What do you need to join a credit union?
The requirements to join a credit union vary between each one. However, there are some common requirements to expect before your membership is approved.
- Geographic requirement: You may need to live, work, worship, or attend school in a certain area to qualify for membership.
- Employment requirement: Working for certain companies may provide you with automatic membership with a credit union.
- Additional organization membership: For those who don’t meet geographic or employment requirements, many credit unions allow you to join if you also join another non-profit organization.
- Membership fee: Some credit unions only require a membership fee. Others may require a fee in addition to meeting a geographic or employment requirement.
If you are eligible for membership, you can join by either filling out an online form on the credit union’s website or stopping into a branch and filling out a membership form. You may need to open a deposit account when you apply for membership.
Alternatives to credit unions
If you cannot qualify to open an account at a credit union or you’re looking for an alternative, there are several options to consider. This could include a large, traditional bank, such as Chase or Bank of America, where you’ll likely find easy branch and ATM access but less desirable rates.

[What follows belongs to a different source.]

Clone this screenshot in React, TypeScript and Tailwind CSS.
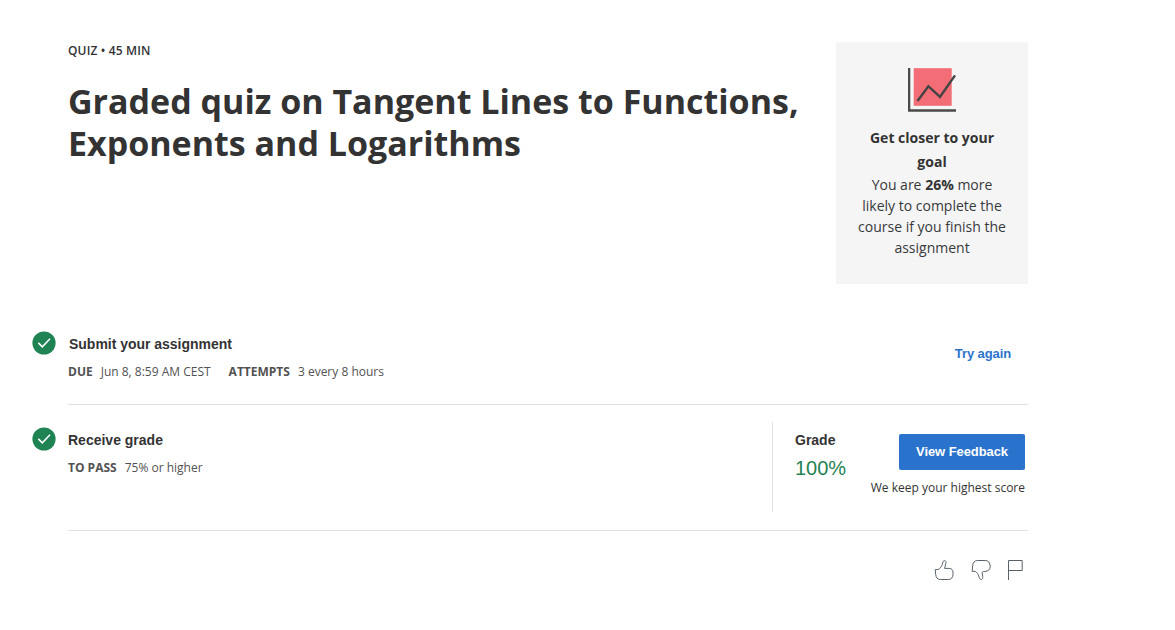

For people who don’t prioritize in-person services, online banks could be a great choice—with less overhead cost, online banks often offer accounts with higher yields and fewer fees than traditional banks. Lastly, a small community bank could provide you with customized in-person services, similar to a local credit union.
The takeaway
A credit union typically offers higher interest yield on deposit accounts and lower interest rates on lending accounts. However, you should always shop around to make sure you are getting the best rates, and your local credit union may or may not be better than your local bank.